You have a grid full of cherries, and you want to collect as many as possible on a round trip from the top-left corner to the bottom-right and back. Sounds simple enough, right? Just find the best path forward, then the best path back. But that greedy approach fails badly. The first trip can leave the grid in a state where the return trip collects far fewer cherries than a globally optimal pair of paths would. This is LeetCode 741: Cherry Pickup, and the trick is to reframe the entire problem as two people walking forward at the same time.

The problem

You are given an n x n grid where each cell contains one of three values: 0 (empty), 1 (cherry), or -1 (thorn that blocks the path). Starting at (0, 0), you need to reach (n-1, n-1) moving only right or down, collecting cherries along the way.

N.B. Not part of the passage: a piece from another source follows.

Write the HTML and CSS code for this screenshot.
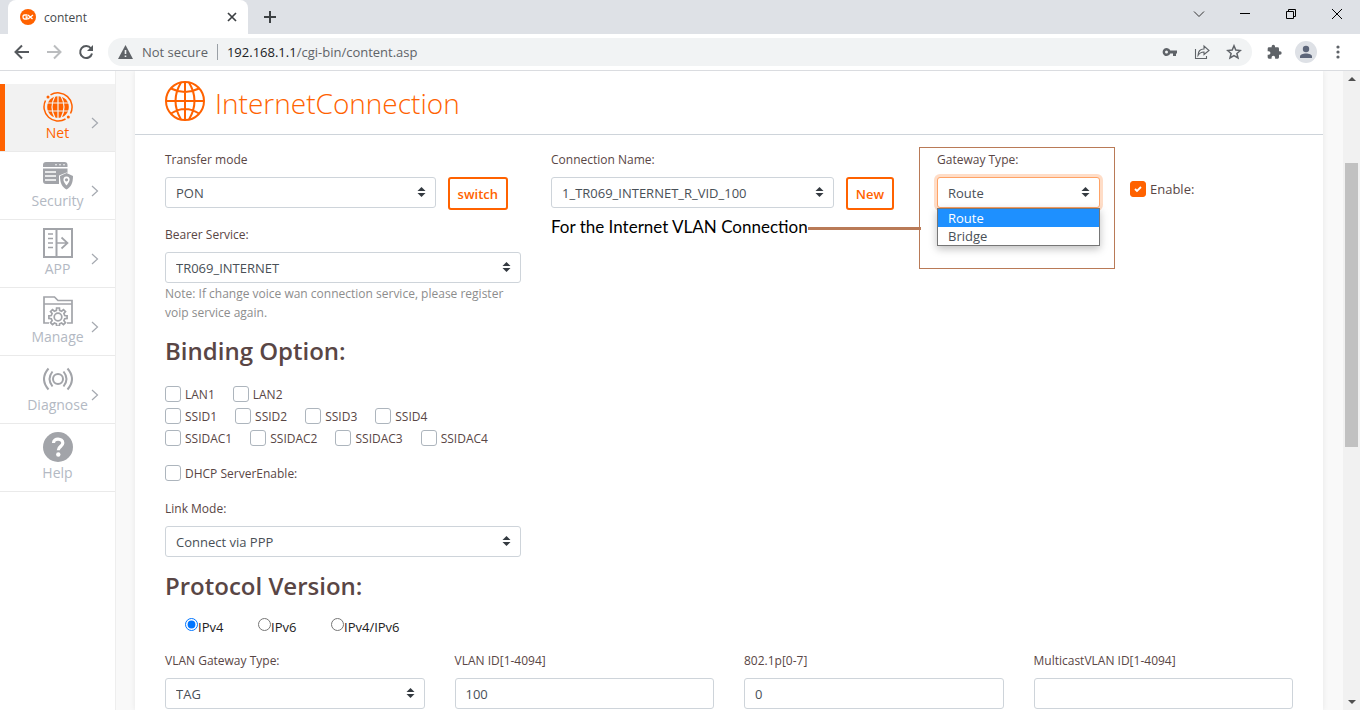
FILE: index.html
```html
<!DOCTYPE html>
<html lang="en">
<head>
<meta charset="utf-8">
<title>content</title>
<link rel="stylesheet" href="styles.css">
</head>
<body>
<svg class="defs" aria-hidden="true">
  <symbol id="carets" viewBox="0 0 8 10"><path d="M4 0L8 4H0zM4 10L0 6H8z" fill="#343a40"/></symbol>
  <symbol id="arrow" viewBox="0 0 8 12"><path d="M1 1l5.500 5L1 11" fill="none" stroke="#a5a9b0" stroke-width="1.200"/></symbol>
</svg>
<div class="browser">
  <div class="tabstrip">
    <div class="tab">
      <svg class="favicon" viewBox="0 0 16 16"><circle cx="8" cy="8" r="8" fill="#ff6200"/><path d="M7.500 6H4.500Q3 6 3 8t1.500 2H7V8H5.500M8 6l4.500 4M13 6l-5 4" fill="none" stroke="#fff" stroke-width="1.300"/></svg>
      <span class="tab-title">content</span>
      <button class="icon-btn" aria-label="Close tab"><svg width="10" height="10" viewBox="0 0 10 10"><path d="M1 1l8 8M9 1L1 9" stroke="#3c4043" stroke-width="1.700"/></svg></button>
    </div>
    <button class="icon-btn new-tab" aria-label="New tab"><svg width="12" height="12" viewBox="0 0 12 12"><path d="M6 0v12M0 6h12" stroke="#3c4043" stroke-width="2"/></svg></button>
    <div class="window-controls">
      <button class="icon-btn" aria-label="Search tabs"><svg width="12" height="12" viewBox="0 0 12 12"><path d="M1 3.500l5 5 5-5" fill="none" stroke="#333" stroke-width="1"/></svg></button>
      <button class="icon-btn" aria-label="Minimize"><svg width="12" height="12" viewBox="0 0 12 12"><path d="M1 5.500h10" stroke="#000"/></svg></button>
      <button class="icon-btn" aria-label="Restore"><svg width="12" height="12" viewBox="0 0 12 12"><path d="M1.500 3.500h7v7h-7zM3.500 3.500v-2h7v7h-2" fill="none" stroke="#000"/></svg></button>
      <button class="icon-btn" aria-label="Close"><svg width="12" height="12" viewBox="0 0 12 12"><path d="M1 1l10 10M11 1L1 11" stroke="#000" stroke-width="1"/></svg></button>
    </div>
  </div>
  <div class="toolbar">
    <button class="icon-btn" aria-label="Back"><svg width="16" height="16" viewBox="0 0 16 16"><path d="M15 8H2M8 1.500L1.500 8 8 14.500" fill="none" stroke="#55595d" stroke-width="2"/></svg></button>
    <button class="icon-btn" aria-label="Forward"><svg width="16" height="16" viewBox="0 0 16 16"><path d="M1 8h13M8 1.500L14.500 8 8 14.500" fill="none" stroke="#bbbdbf" stroke-width="2"/></svg></button>
    <button class="icon-btn" aria-label="Reload"><svg width="16" height="16" viewBox="0 0 16 16"><path d="M13 4.500A6 6 0 1 0 14 9.500" fill="none" stroke="#55595d" stroke-width="2"/><path d="M15 1v6H9z" fill="#55595d"/></svg></button>
    <div class="omnibox">
      <svg width="15" height="14" viewBox="0 0 15 14"><path d="M7.500 0L15 14H0z" fill="#5f6368"/><path d="M7.500 5v4M7.500 10.500v1.500" stroke="#f1f3f4" stroke-width="1.600"/></svg>
      <span class="not-secure">Not secure</span>
      <span class="address"><span class="host">192.168.1.1</span>/cgi-bin/content.asp</span>
      <button class="icon-btn" aria-label="Passwords"><svg width="16" height="16" viewBox="0 0 16 16"><path fill-rule="evenodd" d="M8.300 6.500H15v3h-1V12h-3V9.500H8.300A4 4 0 1 1 8.300 6.500zM4.500 6.500a1.500 1.500 0 1 0 0 3 1.500 1.500 0 0 0 0-3z" fill="#5f6368"/></svg></button>
      <button class="icon-btn" aria-label="Share"><svg width="16" height="16" viewBox="0 0 16 16"><path d="M1.500 5v9.500h11V12M4 11.500C4 7 6.500 5 10 5V2l5 4.500-5 4V8C7.500 8 5.500 9 4 11.500z" fill="none" stroke="#5f6368" stroke-width="1.100"/></svg></button>
      <button class="icon-btn" aria-label="Bookmark"><svg width="16" height="16" viewBox="0 0 16 16"><path d="M8 1.800l1.800 4.300 4.600.4-3.500 3 1.100 4.500L8 11.600 4 14l1.100-4.500-3.500-3 4.600-.4z" fill="none" stroke="#5f6368" stroke-width="1.500"/></svg></button>
    </div>
    <div class="actions">
      <button class="icon-btn" aria-label="Extensions"><svg width="16" height="16" viewBox="0 0 24 24"><path d="M21 11h-1.500V7a2 2 0 0 0-2-2h-4V3.500a2.500 2.500 0 0 0-5 0V5h-4a2 2 0 0 0-2 2v3.800H4a2.700 2.700 0 0 1 0 5.400H2.500V20a2 2 0 0 0 2 2h3.800v-1.500a2.700 2.700 0 0 1 5.400 0V22h3.800a2 2 0 0 0 2-2v-4H21a2.500 2.500 0 0 0 0-5z" fill="#5f6368"/></svg></button>
      <button class="icon-btn" aria-label="Profile"><svg width="22" height="22" viewBox="0 0 22 22"><circle cx="11" cy="11" r="11" fill="#dee1e6"/><circle cx="11" cy="8" r="3.200" fill="#5c6579"/><path d="M5 17v-1.500c0-4 12-4 12 0V17z" fill="#5c6579"/></svg></button>
      <button class="icon-btn menu-btn" aria-label="Menu"><svg width="4" height="14" viewBox="0 0 4 14"><g fill="#5f6368"><circle cx="2" cy="2" r="1.600"/><circle cx="2" cy="7" r="1.600"/><circle cx="2" cy="12" r="1.600"/></g></svg></button>
    </div>
  </div>
  <div class="viewport">
    <nav class="sidebar">
      <a class="nav-item active" href="#net">
        <svg class="nav-icon" viewBox="0 0 30 30"><g fill="none" stroke="#ff6200" stroke-width="1.500"><path d="M7.500 2.900A14.200 14.200 0 0 1 27.500 21.500M22.500 27A14.200 14.200 0 0 1 2.500 8.500"/></g><circle cx="5" cy="5" r="1.500" fill="#ff6200"/><circle cx="25.300" cy="25" r="1.500" fill="#ff6200"/><circle cx="15" cy="15" r="10.800" fill="#ff6200"/><path d="M3.500 11h23M3.500 19h23M15 3v24M12 4q-6 11 0 22M18 4q6 11 0 22" fill="none" stroke="#f2f2f2" stroke-width="1.200"/></svg>
        <span>Net</span><svg class="nav-arrow"><use href="#arrow"/></svg></a>
      <a class="nav-item" href="#security">
        <svg class="nav-icon" viewBox="0 0 30 30"><path d="M3 2h18.500a3 3 0 0 1 3 3v2H0V5a3 3 0 0 1 3-3z" fill="#a2a4a9"/><g fill="#fff"><circle cx="13" cy="4.800" r=".8"/><circle cx="17" cy="4.800" r=".8"/><circle cx="21" cy="4.800" r=".8"/></g><path d="M0 8.500h24.500V13l-1-.5-7.500 3V24H3a3 3 0 0 1-3-3z" fill="#a2a4a9"/><path d="M2 12h11M2 16h11M2 20h11" stroke="#fff" stroke-width="1.300"/><path d="M23.500 13L30 16c0 7-2 11-6.500 13.500C19 27 17 23 17 16z" fill="#a2a4a9"/><path d="M23.500 16.500c2.500 0 3.500 2 3 4-.5 2-3 5-3 5s-2.500-3-3-5c-.5-2 .5-4 3-4z" fill="#fff"/><circle cx="23.500" cy="19.800" r="1.600" fill="#a2a4a9"/></svg>
        <span>Security</span><svg class="nav-arrow"><use href="#arrow"/></svg></a>
      <a class="nav-item" href="#app">
        <svg class="nav-icon" viewBox="0 0 30 30"><path d="M1 1h28v28H1zM13.500 1v28" fill="none" stroke="#a2a4a9" stroke-width="2"/><path d="M5 6h5M5 10.500h5M5 15h5M5 19.500h5M14 15h10M18.500 9.500L24.500 15l-6 5.500" fill="none" stroke="#a2a4a9" stroke-width="1.700"/></svg>
        <span>APP</span><svg class="nav-arrow"><use href="#arrow"/></svg></a>
      <a class="nav-item" href="#manage">
        <svg class="nav-icon" viewBox="0 0 30 30"><path d="M6 27H1V1h10.500l3.500 3.500h14V27h-5M1 8h28" fill="none" stroke="#a2a4a9" stroke-width="1.700"/><g fill="none" stroke="#a2a4a9" stroke-width="1.700"><path d="M13.400 14.400L13.600 12h2.800l.2 2.400 2 .8 1.900-1.600 2 2-1.600 1.900.8 2 2.400.3v2.600l-2.400.3-.8 2 1.600 1.900-2 2-1.900-1.600-2 .8-.2 2.200h-2.800l-.2-2.200-2-.8-1.900 1.600-2-2 1.600-1.900-.8-2-2.400-.3v-2.600l2.400-.3.8-2-1.600-1.900 2-2 1.900 1.600z"/><circle cx="15" cy="21" r="3.800"/></g></svg>
        <span>Manage</span><svg class="nav-arrow"><use href="#arrow"/></svg></a>
      <a class="nav-item" href="#diagnose">
        <svg class="nav-icon" viewBox="0 0 30 30"><g fill="none" stroke="#a2a4a9" stroke-width="2"><circle cx="15" cy="15" r="5"/><path d="M9.500 7.500q-6 7.500 0 15M20.500 7.500q6 7.500 0 15M5.500 4.500q-9 10.500 0 21M24.500 4.500q9 10.500 0 21"/></g></svg>
        <span>Diagnose</span><svg class="nav-arrow"><use href="#arrow"/></svg></a>
      <a class="nav-item" href="#help">
        <svg class="nav-icon" viewBox="0 0 30 30"><circle cx="15" cy="15" r="15" fill="#a2a4a9"/><path d="M10.500 11c0-5.500 9.300-5 9.300 0 0 3.500-4.500 3.300-4.500 7.300" fill="none" stroke="#fff" stroke-width="3.200"/><circle cx="15.300" cy="22.500" r="2.200" fill="#fff"/></svg>
        <span>Help</span></a>
    </nav>
    <main class="page">
      <section class="panel">
        <header class="panel-head">
          <svg class="globe" viewBox="0 0 40 40"><g fill="none" stroke="#ff6200" stroke-width="2"><circle cx="20" cy="20" r="19"/><path d="M20 1v38M1 20h38M16 1.500q-11 18.500 0 37M24 1.500q11 18.500 0 37M6 7.500q14 7 28 0M6 32.500q14-9 28 0"/></g></svg>
          <h1>InternetConnection</h1>
        </header>
        <form class="form">
          <div class="grid">
            <div class="col-4">
              <div class="field">
                <label for="mode">Transfer mode</label>
                <div class="control-row">
                  <div class="select"><select id="mode"><option>PON</option></select><svg><use href="#carets"/></svg></div>
                  <button type="button" class="btn">switch</button>
                </div>
              </div>
              <div class="field spaced">
                <label for="bearer">Bearer Service:</label>
                <div class="select"><select id="bearer"><option>TR069_INTERNET</option></select><svg><use href="#carets"/></svg></div>
                <p class="note">Note: If change voice wan connection service, please register voip service again.</p>
              </div>
              <h2>Binding Option:</h2>
              <div class="checks">
                <div class="check-row">
                  <label><input type="checkbox">LAN1</label><label><input type="checkbox">LAN2</label>
                </div>
                <div class="check-row">
                  <label><input type="checkbox">SSID1</label><label><input type="checkbox">SSID2</label><label><input type="checkbox">SSID3</label><label><input type="checkbox">SSID4</label>
                </div>
                <div class="check-row">
                  <label><input type="checkbox">SSIDAC1</label><label><input type="checkbox">SSIDAC2</label><label><input type="checkbox">SSIDAC3</label><label><input type="checkbox">SSIDAC4</label>
                </div>
              </div>
              <div class="check-row dhcp"><label><input type="checkbox">DHCP ServerEnable:</label></div>
              <div class="field">
                <label for="link">Link Mode:</label>
                <div class="select"><select id="link"><option>Connect via PPP</option></select><svg><use href="#carets"/></svg></div>
              </div>
            </div>
            <div class="col-4">
              <div class="field">
                <label for="conn">Connection Name:</label>
                <div class="control-row">
                  <div class="select"><select id="conn"><option>1_TR069_INTERNET_R_VID_100</option></select><svg><use href="#carets"/></svg></div>
                  <button type="button" class="btn">New</button>
                </div>
              </div>
              <div class="callout"><span>For the Internet VLAN Connection</span></div>
            </div>
            <div class="col-2 gateway">
              <div class="field">
                <label for="gateway">Gateway Type:</label>
                <div class="select open"><select id="gateway"><option>Route</option><option>Bridge</option></select><svg><use href="#carets"/></svg>
                  <ul class="menu" role="listbox" aria-label="Gateway Type"><li role="option" aria-selected="true">Route</li><li role="option" aria-selected="false">Bridge</li></ul>
                </div>
              </div>
            </div>
            <div class="col-2 check-row enable"><label><input type="checkbox" checked>Enable:</label></div>
          </div>
          <h2>Protocol Version:</h2>
          <div class="radios">
            <label><input type="radio" name="ip" checked><span>IPv4</span></label>
            <label><input type="radio" name="ip"><span>IPv6</span></label>
            <label><input type="radio" name="ip"><span>IPv4/IPv6</span></label>
          </div>
          <div class="grid">
            <div class="col-3 field"><label for="vtype">VLAN Gateway Type:</label>
              <div class="select"><select id="vtype"><option>TAG</option></select><svg><use href="#carets"/></svg></div></div>
            <div class="col-3 field"><label for="vid">VLAN ID[1-4094]</label><input class="text" id="vid" type="text" value="100"></div>
            <div class="col-3 field"><label for="prio">802.1p[0-7]</label><input class="text" id="prio" type="text" value="0"></div>
            <div class="col-3 field"><label for="mvid">MulticastVLAN ID[1-4094]</label><input class="text" id="mvid" type="text"></div>
          </div>
        </form>
      </section>
    </main>
    <div class="scrollbar" aria-hidden="true">
      <svg width="8" height="5" viewBox="0 0 8 5"><path d="M4 0l4 4H0z" fill="#505050"/></svg>
      <div class="track"><div class="thumb"></div></div>
      <svg width="8" height="5" viewBox="0 0 8 5"><path d="M4 5l4-4H0z" fill="#505050"/></svg>
    </div>
  </div>
</div>
</body>
</html>
```
FILE: styles.css
```css
* { box-sizing: border-box; }
body {
  margin: 0;
  font: 13px/19px "Open Sans", "Noto Sans", sans-serif;
  color: #594645;
}
.defs { display: none; }
svg { display: block; flex: none; }
button, input, select { font: inherit; margin: 0; }
.browser { display: flex; flex-direction: column; height: 100vh; overflow: hidden; }
.icon-btn { display: flex; align-items: center; justify-content: center; border: 0; padding: 0; background: none; }

.tabstrip { display: flex; align-items: center; height: 34px; flex: none; background: #dee1e6; padding-left: 8px; }
.tab {
  display: flex; align-items: center; gap: 8px; width: 240px; height: 34px;
  padding: 0 11px 0 12px; background: #fff; border-radius: 8px 8px 0 0;
  font-size: 12px; color: #45494d;
}
.favicon { width: 16px; height: 16px; }
.tab-title { flex: 1; }
.new-tab { margin-left: 16px; }
.window-controls { display: flex; align-self: flex-start; margin-left: auto; }
.window-controls .icon-btn { width: 46px; height: 28px; }

.toolbar {
  display: flex; align-items: center; gap: 16px; height: 37px; flex: none;
  padding: 0 14px; background: #fff; border-bottom: 1px solid #dadce0;
}
.omnibox {
  display: flex; align-items: center; flex: 1; height: 28px; padding: 0 10px;
  margin: 0 -2px; border-radius: 14px; background: #f1f3f4; font-size: 13px; color: #5f6368;
}
.omnibox .icon-btn { margin-left: 16px; }
.not-secure { padding: 0 9px; border-right: 1px solid #9aa0a6; line-height: 16px; }
.address { flex: 1; padding-left: 9px; }
.host { color: #202124; }
.actions { display: flex; align-items: center; gap: 13px; }
.menu-btn { width: 16px; }

.viewport { display: flex; flex: 1; min-height: 0; background: #f9f9f9; }
.sidebar { width: 116px; flex: none; padding-top: 13px; background: #fff; border-right: 1px solid #eee; }
.nav-item {
  position: relative; display: flex; flex-direction: column; align-items: center; height: 68px;
  padding-top: 8px; border-bottom: 1px solid #eaeaea; color: #b3b9c3; font-size: 14px; line-height: 22px; text-decoration: none;
}
.nav-item.active { background: #f2f2f2; box-shadow: inset 5px 0 #ff6200; color: #ff6200; }
.nav-icon { width: 30px; height: 30px; }
.nav-arrow { position: absolute; right: 16px; top: 33px; width: 8px; height: 12px; }

.page { flex: 1; padding: 0 20px 0 19px; min-width: 0; }
.panel { height: 100%; background: #fff; box-shadow: 0 0 6px rgba(0, 0, 0, .08); clip-path: inset(0 -6px); }
.panel-head { display: flex; align-items: center; gap: 10px; height: 64px; padding: 0 30px 4px; border-bottom: 1px solid #ced4da; }
.globe { width: 40px; height: 40px; }
h1 { margin: 4px 0 0; font-size: 28px; line-height: 36px; font-weight: 300; color: #ff6200; }
.form { padding: 15px 30px 0; }
.grid { display: grid; grid-template-columns: repeat(12, minmax(0, 1fr)); column-gap: 30px; }
.col-4 { grid-column: span 4; }
.col-3 { grid-column: span 3; }
.col-2 { grid-column: span 2; }
.field { display: flex; flex-direction: column; }
.field > label { margin-bottom: 8px; font-size: 12px; }
.spaced { margin-top: 17px; }
.control-row { display: flex; gap: 12px; height: 31px; }
.control-row .select { flex: 1; }
.control-row .btn { margin-right: 13px; }
.select { position: relative; }
.select select, .text {
  display: block; width: 100%; height: 31px; padding: 1px 10px 0; border: 1px solid #ced4da; border-radius: 3px;
  background: #fff; color: #495057; appearance: none; outline: 0;
}
.select > svg { position: absolute; right: 10px; top: 10px; width: 9px; height: 10px; }
.btn { height: 33px; padding: 2px 8px 0; border: 2px solid #ff6200; border-radius: 3px; background: #fff; color: #ff6200; font-weight: 600; }
.note { margin: 1px 0 0; font-size: 12px; color: #8d8d8d; }
h2 { margin: 15px 0 18px; font-size: 24px; line-height: 28px; font-weight: 600; }
.check-row { display: flex; gap: 18px; height: 22px; align-items: center; font-size: 12px; }
.check-row label { display: flex; align-items: center; gap: 4px; }
.check-row input { width: 16px; height: 16px; border: 1px solid #adb5bd; border-radius: 3px; background: #fff; appearance: none; }
.check-row input:checked {
  border-color: #ff6200;
  background: url("data:image/svg+xml,%3Csvg xmlns='http://www.w3.org/2000/svg' viewBox='0 0 14 14'%3E%3Cpath d='M4 7l2 2 4-4' fill='none' stroke='white' stroke-width='1.800'/%3E%3C/svg%3E") #ff6200;
}
.dhcp { margin: 13px 0 15px; }
.enable { height: 22px; margin-top: 28px; font-size: 13px; }
.callout {
  display: flex; align-items: center; margin: 8px -14px 0 0; color: #000;
  font: 17px/22px Lato, sans-serif; white-space: nowrap;
}
.callout::after { content: ""; flex: 1; height: 3px; margin-top: 2px; background: #b97a57; }
.gateway { position: relative; }
.gateway::before {
  content: ""; position: absolute; left: -18px; right: -15px; top: -3px; height: 120px; border: 1px solid #b97a57;
}
.open select { border-color: #ffa366; box-shadow: 0 0 0 3px rgba(255, 98, 0, .22); }
.menu {
  position: absolute; left: 0; right: 0; top: 31px; margin: 0; padding: 0; list-style: none;
  border: 1px solid #767676; background: #fff; color: #495057; box-shadow: 0 3px 8px rgba(0, 0, 0, .25);
}
.menu li { padding: 0 10px; line-height: 18px; }
.menu li[aria-selected="true"] { background: #1e90ff; color: #fff; }
.radios { display: flex; padding-left: 20px; margin-bottom: 11px; color: #222; }
.radios label { display: flex; min-width: 73px; height: 22px; }
.radios input { width: 13px; height: 13px; }

.scrollbar { display: flex; flex-direction: column; align-items: center; justify-content: space-between; width: 17px; flex: none; padding: 6px 0; background: #f1f1f1; }
.track { flex: 1; width: 13px; padding-top: 81px; }
.thumb { height: 53%; background: #c1c1c1; }
```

Then you return from (n-1, n-1) to (0, 0) moving only left or up, collecting more cherries. Each cherry can only be collected once. If no valid round trip exists, return 0. Find the maximum number of cherries you can collect.

3x3 Grid with Two Paths.CXC.CCC.startendC = cherry (1) | . = empty (0) | X = thorn (-1)Path 1Path 2c=0c=1c=2r=0r=1r=2
Two walkers traverse from (0,0) to (2,2) simultaneously. Path 1 (blue) picks up cherries at (1,0), (2,0), (2,1). Path 2 (yellow) picks up cherries at (0,1), (1,2). Combined total: 5 cherries.

The naive "go then return" strategy fails because picking cherries on the first trip changes the grid for the second trip. A locally optimal first path might block the globally optimal combination of two paths. You need to consider both trips together.

The approach

The key insight is that a return trip from (n-1, n-1) to (0, 0) using left and up moves is just a forward trip from (0, 0) to (n-1, n-1) using right and down moves, traversed in reverse. So the round trip is equivalent to sending two walkers simultaneously from (0, 0) to (n-1, n-1), both moving only right or down.

At each step t, both walkers have made exactly t moves total. Walker 1 is at row r1 (so column c1 = t - r1), and walker 2 is at row r2 (so column c2 = t - r2). Since t = r1 + c1 = r2 + c2, we can derive c2 from the other three variables. This collapses the state from four dimensions (r1, c1, r2, c2) down to three: (r1, c1, r2).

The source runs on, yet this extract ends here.